Geophysical Research Abstracts, Vol. 9, 01355, 2007 SRef-ID: 1607-7962/gra/EGU2007-A-01355 © European Geosciences Union 2007
Oxygen isotope study of Holocene soil carbonates of the Afar Depression and Ethiopian Western Plateau, Ethiopia M. Hailemichael (1), J. Aronson (2), S. Savin (3) (1) Department of Geoscience, University of Nevada Las Vegas, NV, USA (
[email protected], Fax : 702-8954064), (2) Department of Earth Sciences, Dartmouth College, Hanover, NH, USA, (3) Department of Geological Sciences, Case Western Reserve University, Cleveland, OH, USA
The early Holocene African Humid Period (AHP) has been the major climatic change to affect Africa since the Last Glacial Maximum (18 kya).
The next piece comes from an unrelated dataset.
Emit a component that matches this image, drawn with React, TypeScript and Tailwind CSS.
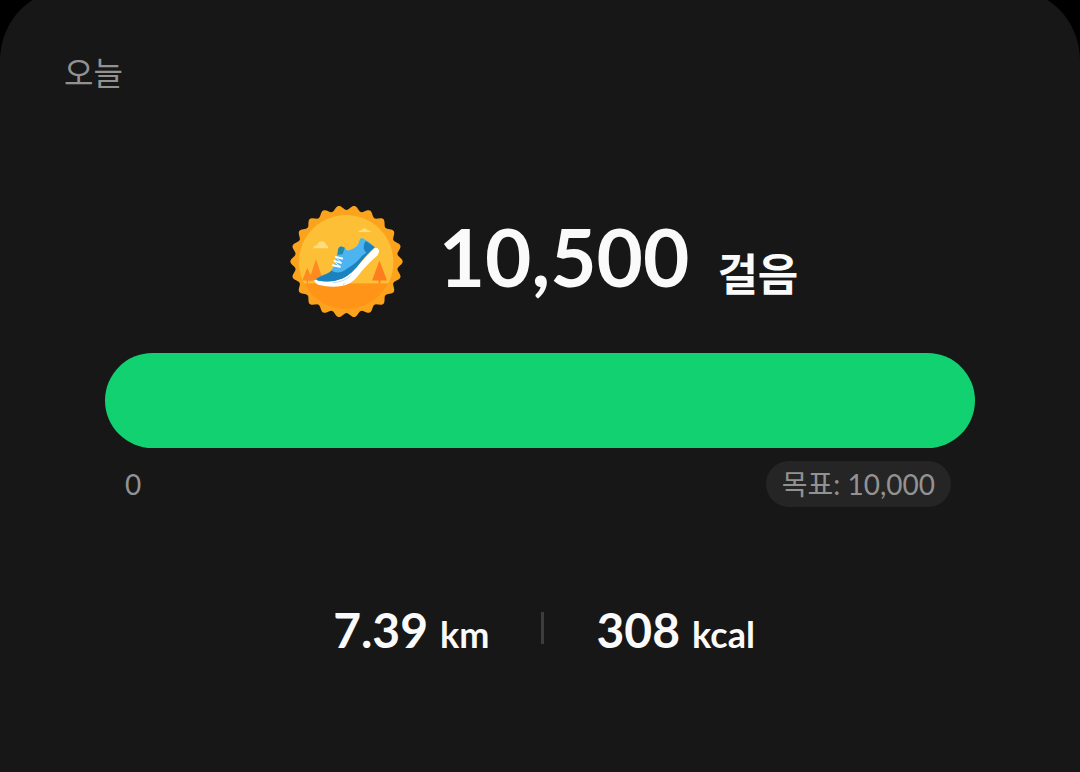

Defining episodes of the AHP include not only the “greening of the Sahara”, but also the dramatic increase in the level of the lakes of the Afar and the Main Ethiopian Rift (MER). Ethiopia in general and the broadly depressed Afar region in particular, are meteorologically sensitive areas likely to preserve a history of such humid periods going back into the Pleistocene and Pliocene. This sensitivity to climate change is because western Ethiopia is where the summer Atlantic Ocean-derived African Monsoon and the Indian Ocean-derived Indian Monsoon converge at the Inter-Ocean Front (IOC). Good proxies for the behavior of this composite Monsoon and the position of the IOC serve as an indicator of how forcing factors affect the summertime Southwest Monsoon, the earth’s largest composite monsoon system. Here, we use the oxygen isotope compositions of 14 Cdated Holocene carbonate nodules from soil B-horizons of both the Ethiopian Western Plateau (EWP) and the Afar. Ethiopia receives most of its rain during the summer monsoon, with the Plateau receiving about 1200 mm/yr compared to only about 400 mm/yr in the western Afar. There is an extended, highly evaporative winter-time dry season in both regions. Today the western Afar is a hot and dry sub-desert steppe, but the paleo-ecology of the Pliocene Hadar Fm. indicates this was not always so. The oxygen isotope composition of 14 C dated Holocene carbonate nodules from the western Afar shows an average δ 18 O value of -6.1±0.4 permil; these nodules have a
14
C age of 6.2 to 9.8 ka. In contrast, carbonates from the EWP margin have slightly higher δ 18 O values; those nodules dated 6.8 to 8.9 ka have an average value of 3.3±0.8 permil; where as nodules dated as 2.5 to 4.1 ka have an average value of -2.1±0.4 permil. The δ 18 O of carbonates from the Afar indicate soil water of about -4.0 permil for the AHP-dated nodules at a mean annual temperature of 25ºC, where as the carbonates from the EWP dated 6.8 to 8.9 ka could have formed from soil water with a δ 18 O value of -3.5 permil; and those dated 2.5 to 4.1 ka form from soil water having a δ 18 O of -2.3 permil with the assumption of the soil temperature on the plateau being about 15ºC. In the early Holocene, (∼10 kya) the Saharan & Tibetan atmospheric Lows were both strengthened due to the Milankovitch cycle, which increased the summer insolation of the northern hemisphere’s low latitudes about 8% compared to today. As a result strong atmospheric Lows were developed over the Sahara and the Tibetan Plateau. At the AHP and continuously during pre-Ice Age Pliocene time the Tibetan Plateau was ice free in the summer, allowing full absorption of more solar insolation and strengthening of the Tibetan Low. In contrast to the present, this strengthened Low pulled the Indian and African Monsoons eastward bringing the Inter Oceanic Confluence (IOC) over the western plateau and perhaps the Afar, and causing more of the moist Atlanticderived air masses to reach the western Afar during the AHP. The enhanced Atlanticderived Afar rain in the early Holocene brought an increased summertime rainfall and cooler temperatures and less evaporative conditions compared to the hotter, drier Afar of today. Our study along with those of others indicates that the climate history of the Ethiopian Monsoon has been dramatic, going from the persistently pluvial Pliocene to the briefly pluvial AHP and the mostly arid present. Further documentation of the δ 18 O of modern waters and soil carbonates throughout Ethiopia in concert with paleosol studies of the many Pleistocene stratigraphic sequences in the Afar will play an important role in illuminating the linkage between the African and Indian Monsoons.